The cross-divisional Argonne team has been working on the science through a multi-year effort at the Argonne Leadership Computing Facility (ALCF), a DOE Office of Science User Facility. The team is running cosmological simulations for large-scale sky surveys on the facility's 10-petaflop high-performance computer, Mira. The simulations are designed to work with observational data collected from specialized survey telescopes, like the forthcoming Dark Energy Spectroscopic Instrument (DESI) and the Large Synoptic Survey Telescope (LSST).
Survey telescopes look at much larger areas of the sky - up to half the sky, at any point - than does the Hubble Space Telescope, for instance, which focuses more on individual objects. One night concentrating on one patch, the next night another, survey instruments systematically examine the sky to develop a cartographic record of the cosmos, as Salman Habib describes it.
Working in partnership with Los Alamos and Lawrence Berkeley National Laboratories, the Argonne team is readying itself to chart the rest of the course.
Their primary code, which Salman Habib helped develop, is already among the fastest science production codes in use.
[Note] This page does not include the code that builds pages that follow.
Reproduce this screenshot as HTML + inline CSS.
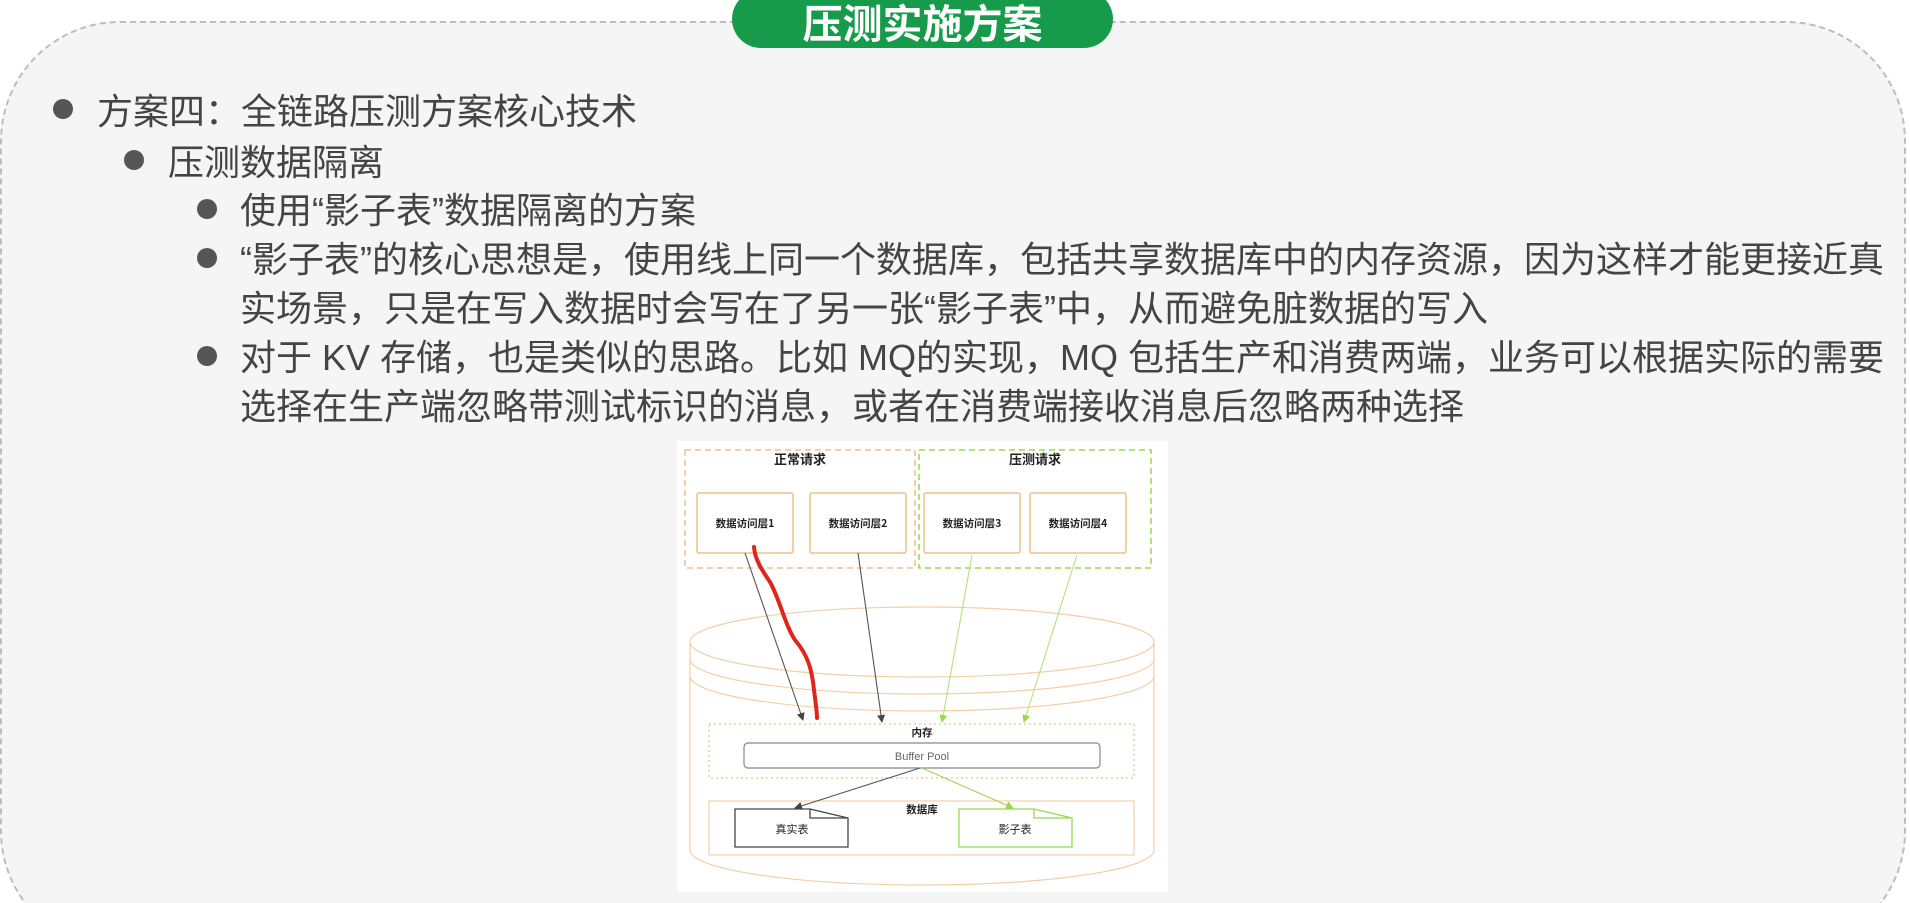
<!DOCTYPE html>
<html><head><meta charset="utf-8"><style>
html,body{margin:0;padding:0;width:1910px;height:903px;overflow:hidden;background:#fff;}
body{position:relative;font-family:"Liberation Sans","Noto Sans CJK SC",sans-serif;}
.clip{position:absolute;left:0;top:0;width:1910px;height:903px;overflow:hidden;}
.card{position:absolute;left:0;top:21px;width:1906px;height:930px;background:#f5f5f5;border:2px dashed #bdbdbd;border-radius:120px;box-sizing:border-box;}
.pill{position:absolute;left:732px;top:-10px;width:381px;height:58px;background:#169b4a;border-radius:30px;color:#fff;font-weight:bold;font-size:40px;text-align:center;line-height:62px;font-family:"Noto Sans CJK SC",sans-serif;}
.l{position:absolute;font-size:36px;color:#444;white-space:nowrap;font-family:"Liberation Sans","Noto Sans CJK SC",sans-serif;line-height:49px;}
.b{position:absolute;width:20px;height:20px;border-radius:50%;background:#555;}
.dia{position:absolute;left:677px;top:441px;width:491px;height:451px;background:#fff;}
</style></head><body>
<div class="clip">
<div class="card"></div>
<div class="pill">压测实施方案</div>

<div class="b" style="left:53px;top:99px"></div>
<div class="l" style="left:97px;top:87px">方案四：全链路压测方案核心技术</div>
<div class="b" style="left:124px;top:150px"></div>
<div class="l" style="left:168px;top:138px">压测数据隔离</div>
<div class="b" style="left:197px;top:199px"></div>
<div class="l" style="left:240px;top:186px">使用“影子表”数据隔离的方案</div>
<div class="b" style="left:197px;top:248px"></div>
<div class="l" style="left:240px;top:235px">“影子表”的核心思想是，使用线上同一个数据库，包括共享数据库中的内存资源，因为这样才能更接近真</div>
<div class="l" style="left:240px;top:284px">实场景，只是在写入数据时会写在了另一张“影子表”中，从而避免脏数据的写入</div>
<div class="b" style="left:197px;top:346px"></div>
<div class="l" style="left:240px;top:333px">对于 KV 存储，也是类似的思路。比如 MQ的实现，MQ 包括生产和消费两端，业务可以根据实际的需要</div>
<div class="l" style="left:240px;top:382px">选择在生产端忽略带测试标识的消息，或者在消费端接收消息后忽略两种选择</div>

<div class="dia"></div>
<svg style="position:absolute;left:0;top:0" width="1910" height="903" font-family="Noto Sans CJK SC,sans-serif">
<defs>
<marker id="ad" markerWidth="8" markerHeight="8" refX="7" refY="4" orient="auto" markerUnits="userSpaceOnUse"><path d="M0,0L8,4L0,8z" fill="#444"/></marker>
<marker id="ag" markerWidth="8" markerHeight="8" refX="7" refY="4" orient="auto" markerUnits="userSpaceOnUse"><path d="M0,0L8,4L0,8z" fill="#9bd84a"/></marker>
</defs>
<rect x="685" y="450" width="230" height="118" fill="none" stroke="#f0c089" stroke-width="1.5" stroke-dasharray="6,4"/>
<rect x="919" y="450" width="232" height="118" fill="none" stroke="#9bd84a" stroke-width="1.5" stroke-dasharray="6,4"/>
<text x="800" y="464" font-size="13" font-weight="bold" text-anchor="middle" fill="#222">正常请求</text>
<text x="1035" y="464" font-size="13" font-weight="bold" text-anchor="middle" fill="#222">压测请求</text>
<g fill="#fff" stroke="#f0c089" stroke-width="1.5">
<rect x="697" y="493" width="96" height="60" rx="2"/><rect x="810" y="493" width="96" height="60" rx="2"/>
<rect x="924" y="493" width="96" height="60" rx="2"/><rect x="1030" y="493" width="96" height="60" rx="2"/>
</g>
<g font-size="10.5" font-weight="bold" text-anchor="middle" fill="#222">
<text x="745" y="527">数据访问层1</text><text x="858" y="527">数据访问层2</text>
<text x="972" y="527">数据访问层3</text><text x="1078" y="527">数据访问层4</text>
</g>
<g fill="none" stroke="#f3cfa6" stroke-width="1.2">
<ellipse cx="922" cy="642" rx="232" ry="35"/>
<path d="M690,642 L690,850 A232,35 0 0 0 1154,850 L1154,642"/>
<path d="M690,659 A232,35 0 0 0 1154,659"/>
<path d="M690,676 A232,35 0 0 0 1154,676"/>
</g>
<rect x="709" y="724" width="425" height="54" fill="none" stroke="#f0c089" stroke-width="1.2" stroke-dasharray="2,3"/>
<text x="922" y="736" font-size="10.5" font-weight="bold" text-anchor="middle" fill="#222">内存</text>
<rect x="744" y="743" width="356" height="25" rx="4" fill="#fff" stroke="#888" stroke-width="1.2"/>
<text x="922" y="760" font-size="11" text-anchor="middle" fill="#666" font-family="Liberation Sans,sans-serif">Buffer Pool</text>
<rect x="709" y="801" width="425" height="54" fill="none" stroke="#f3cfa6" stroke-width="1.2"/>
<text x="922" y="813" font-size="10.5" font-weight="bold" text-anchor="middle" fill="#222">数据库</text>
<path d="M735,809 H810 V818 H848 V847 H735Z M810,809 L848,818" fill="#fff" stroke="#444" stroke-width="1.3"/>
<path d="M959,809 H1034 V818 H1072 V847 H959Z M1034,809 L1072,818" fill="#fff" stroke="#9bd84a" stroke-width="1.3"/>
<text x="792" y="833" font-size="11" text-anchor="middle" fill="#222">真实表</text>
<text x="1015" y="833" font-size="11" text-anchor="middle" fill="#222">影子表</text>
<g stroke-width="1.1" fill="none">
<line x1="745" y1="553" x2="803" y2="720" stroke="#555" marker-end="url(#ad)"/>
<line x1="858" y1="553" x2="882" y2="722" stroke="#555" marker-end="url(#ad)"/>
<line x1="972" y1="555" x2="942" y2="722" stroke="#b5e27a" marker-end="url(#ag)"/>
<line x1="1077" y1="555" x2="1024" y2="722" stroke="#b5e27a" marker-end="url(#ag)"/>
<line x1="920" y1="768" x2="795" y2="808" stroke="#555" marker-end="url(#ad)"/>
<line x1="922" y1="768" x2="1013" y2="808" stroke="#9bd84a" marker-end="url(#ag)"/>
</g>
<path d="M754,547 C755,560 762,570 770,582 C780,600 785,625 795,640 C808,655 812,670 814,690 C816,705 817,712 817,718" fill="none" stroke="#e0261c" stroke-width="4" stroke-linecap="round"/>
</svg>
</div>
</body></html>
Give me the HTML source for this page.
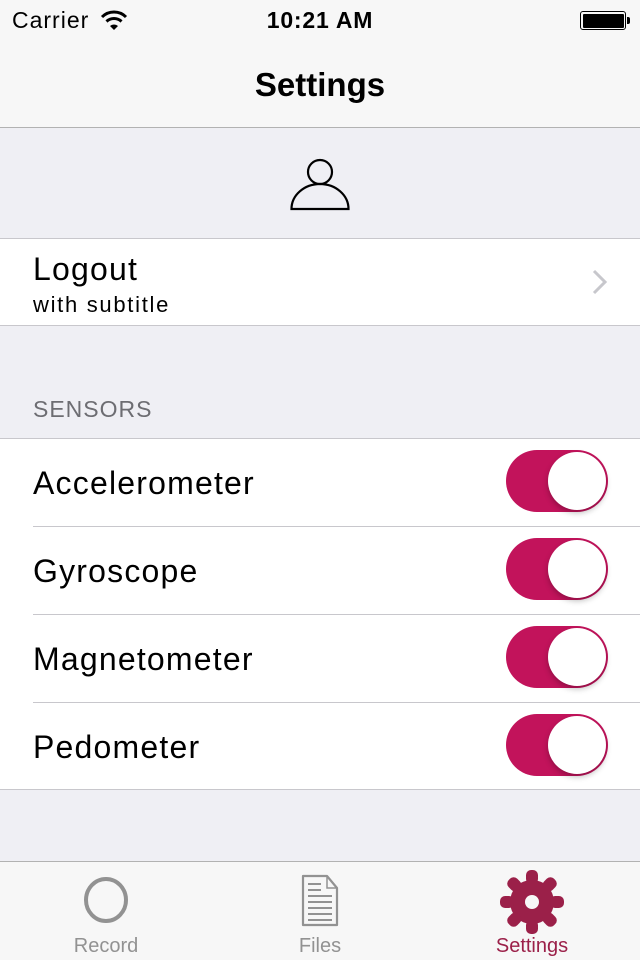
<!DOCTYPE html>
<html><head><meta charset="utf-8"><style>
*{margin:0;padding:0;box-sizing:border-box}
body{width:640px;height:960px;background:#efeff4;font-family:"Liberation Sans",sans-serif;position:relative;overflow:hidden;color:#000}
.abs{position:absolute}
.nav{left:0;top:0;width:640px;height:128px;background:#f7f7f7;border-bottom:1px solid #b2b2b2}
.row{left:0;width:640px;background:#fff}
.lbl{position:absolute;left:33px;font-size:32px;letter-spacing:1.2px}
.sep{position:absolute;left:33px;right:0;height:1px;background:#c8c7cc}
.sw{position:absolute;left:506px;width:102px;height:62px;border-radius:31px;background:#c2135b}
.sw:after{content:"";position:absolute;right:2px;top:2px;width:58px;height:58px;border-radius:50%;background:#fff;box-shadow:0 3px 6px rgba(0,0,0,.25)}
</style></head><body>
<div class="abs nav"></div>
<div class="abs" style="left:12px;top:7px;font-size:23px;letter-spacing:1px">Carrier</div>
<svg class="abs" style="left:100px;top:10px" width="28" height="20" viewBox="0 0 28 20"><path d="M2 7 A17 17 0 0 1 26 7" stroke="#000" stroke-width="3" fill="none"/><path d="M6.5 11.5 A11 11 0 0 1 21.5 11.5" stroke="#000" stroke-width="3" fill="none"/><path d="M10 16 L14 20 L18 16 A6 6 0 0 0 10 16Z" fill="#000"/></svg>
<div class="abs" style="left:0;width:640px;text-align:center;top:7px;font-size:23px;font-weight:bold;letter-spacing:0.8px">10:21 AM</div>
<div class="abs" style="left:580px;top:11px;width:46px;height:19px;border:1.5px solid #000;border-radius:3px;padding:1.5px"><div style="width:100%;height:100%;background:#000;border-radius:1px"></div></div>
<div class="abs" style="left:627px;top:17px;width:3px;height:7px;background:#000;border-radius:0 2px 2px 0"></div>
<div class="abs" style="left:0;width:640px;text-align:center;top:66px;font-size:33px;font-weight:bold">Settings</div>

<svg class="abs" style="left:285px;top:150px" width="70" height="65" viewBox="285 150 70 65"><circle cx="320" cy="172" r="12" fill="none" stroke="#000" stroke-width="2.2"/><path d="M291.5 209 A28.5 25 0 0 1 348.5 209 Z" fill="none" stroke="#000" stroke-width="2.2"/></svg>

<div class="abs row" style="top:238px;height:88px;border-top:1px solid #c8c7cc;border-bottom:1px solid #c8c7cc">
<div class="lbl" style="top:12px;font-size:32px">Logout</div>
<div class="lbl" style="top:53px;font-size:22px;letter-spacing:1.7px">with subtitle</div>
<svg class="abs" style="left:592px;top:30px" width="16" height="26"><path d="M2 2 L13 13 L2 24" stroke="#c7c7cc" stroke-width="3" fill="none"/></svg>
</div>

<div class="abs" style="left:33px;top:396px;font-size:23px;color:#6d6d72;letter-spacing:1px">SENSORS</div>

<div class="abs row" style="top:438px;height:352px;border-top:1px solid #c8c7cc;border-bottom:1px solid #c8c7cc">
<div class="lbl" style="top:26px">Accelerometer</div><div class="sw" style="top:11px"></div><div class="sep" style="top:87px"></div>
<div class="lbl" style="top:114px">Gyroscope</div><div class="sw" style="top:99px"></div><div class="sep" style="top:175px"></div>
<div class="lbl" style="top:202px">Magnetometer</div><div class="sw" style="top:187px"></div><div class="sep" style="top:263px"></div>
<div class="lbl" style="top:290px">Pedometer</div><div class="sw" style="top:275px"></div>
</div>

<div class="abs" style="left:0;top:861px;width:640px;height:99px;background:#f7f7f7;border-top:1px solid #b2b2b2"></div>
<svg class="abs" style="left:80px;top:874px" width="52" height="52"><ellipse cx="26" cy="26" rx="20" ry="21" fill="none" stroke="#929292" stroke-width="4"/></svg>
<svg class="abs" style="left:300px;top:874px" width="40" height="54" viewBox="0 0 40 54"><path d="M3 2 H27 L37 14 V51 H3 Z" fill="none" stroke="#929292" stroke-width="2.2" stroke-linejoin="round"/><path d="M27 2 V14 H37" fill="none" stroke="#929292" stroke-width="1.5"/><path d="M8 10h13M8 16h13M8 22h24M8 28h24M8 34h24M8 40h24M8 46h24" stroke="#929292" stroke-width="2"/></svg>
<svg class="abs" style="left:500px;top:870px" width="64" height="64" viewBox="-32 -32 64 64"><g fill="#9b2049"><circle r="22"/><g id="t"><rect x="-6" y="-32" width="12" height="14" rx="5"/></g><use href="#t" transform="rotate(45)"/><use href="#t" transform="rotate(90)"/><use href="#t" transform="rotate(135)"/><use href="#t" transform="rotate(180)"/><use href="#t" transform="rotate(225)"/><use href="#t" transform="rotate(270)"/><use href="#t" transform="rotate(315)"/></g><circle r="7" fill="#f7f7f7"/></svg>
<div class="abs" style="left:56px;width:100px;text-align:center;top:935px;font-size:20px;color:#929292">Record</div>
<div class="abs" style="left:270px;width:100px;text-align:center;top:935px;font-size:20px;color:#929292">Files</div>
<div class="abs" style="left:472px;width:120px;text-align:center;top:935px;font-size:20px;color:#9b2049">Settings</div>
</body></html>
Called HACC - Hardware/Hybrid Accelerated Cosmology Code, this particle-based cosmology framework supports a variety of programming models and algorithms.
Unique among codes used in other exascale computing projects, it can run on all current and prototype architectures, from the basic X86 chip used in most home PCs, to graphics processing units, to the newest Knights Landing chip found in Theta, the ALCF's latest supercomputing system.
As robust as the code is already, the HACC team continues to develop it further, adding significant new capabilities, such as hydrodynamics and associated subgrid models.
"When you run very large simulations of the universe, you can't possibly do everything, because it's just too detailed", Salman Habib explained. "For example, if were running a simulation where we literally have tens to hundreds of billions of galaxies, we cannot follow each galaxy in full detail. So we come up with approximate approaches, referred to as subgrid models."
Even with these improvements and its successes, the HACC code still will need to increase its performance and memory to be able to work in an exascale framework. In addition to HACC, the ExaSky project employs the adaptive mesh refinement code Nyx, developed at Lawrence Berkeley. HACC and Nyx complement each other with different areas of specialization. The synergy between the two is an important element of the ExaSky team's approach.
A cosmological simulation approach that melds multiple approaches allows the verification of difficult-to-resolve cosmological processes involving gravitational evolution, gas dynamics and astrophysical effects at very high dynamic ranges. New computational methods like machine learning will help scientists to quickly and systematically recognize features in both the observational and simulation data that represent unique events.
The work produced under the ECP will serve several purposes, benefiting both the future of cosmological modelling and the development of successful exascale platforms.
On the modelling end, the computer can generate many universes with different parameters, allowing researchers to compare their models with observations to determine which models fit the data most accurately. Alternatively, the models can make predictions for observations yet to be made.
Models also can produce extremely realistic pictures of the sky, which is essential when planning large observational campaigns, such as those by DESI and LSST.
"Before you spend the money to build a telescope, it's important to also produce extremely good simulated data so that people can optimize observational campaigns to meet their data challenges", stated Salman Habib.
But the cost of realism is expensive. Simulations can range in the trillion-particle realm and produce several petabytes - quadrillions of bytes - of data in a single run. As exascale becomes prevalent, these simulations will produce 10 to 100 times as much data.
The work that the ExaSky team is doing, along with that of the other ECP research teams, will help address these challenges and those faced by computer manufacturers and software developers as they create coherent, functional exascale platforms to meet the needs of large-scale science. By working with their own codes on pre-exascale machines, the ECP research team can help guide vendors in chip design, I/O bandwidth and memory requirements and other features.
"All of these things can help the ECP community optimize their systems", noted Salman Habib. "That's the fundamental reason why the ECP science teams were chosen. We will take the lessons we learn in dealing with this architecture back to the rest of the science community and say, 'We have found a solution'."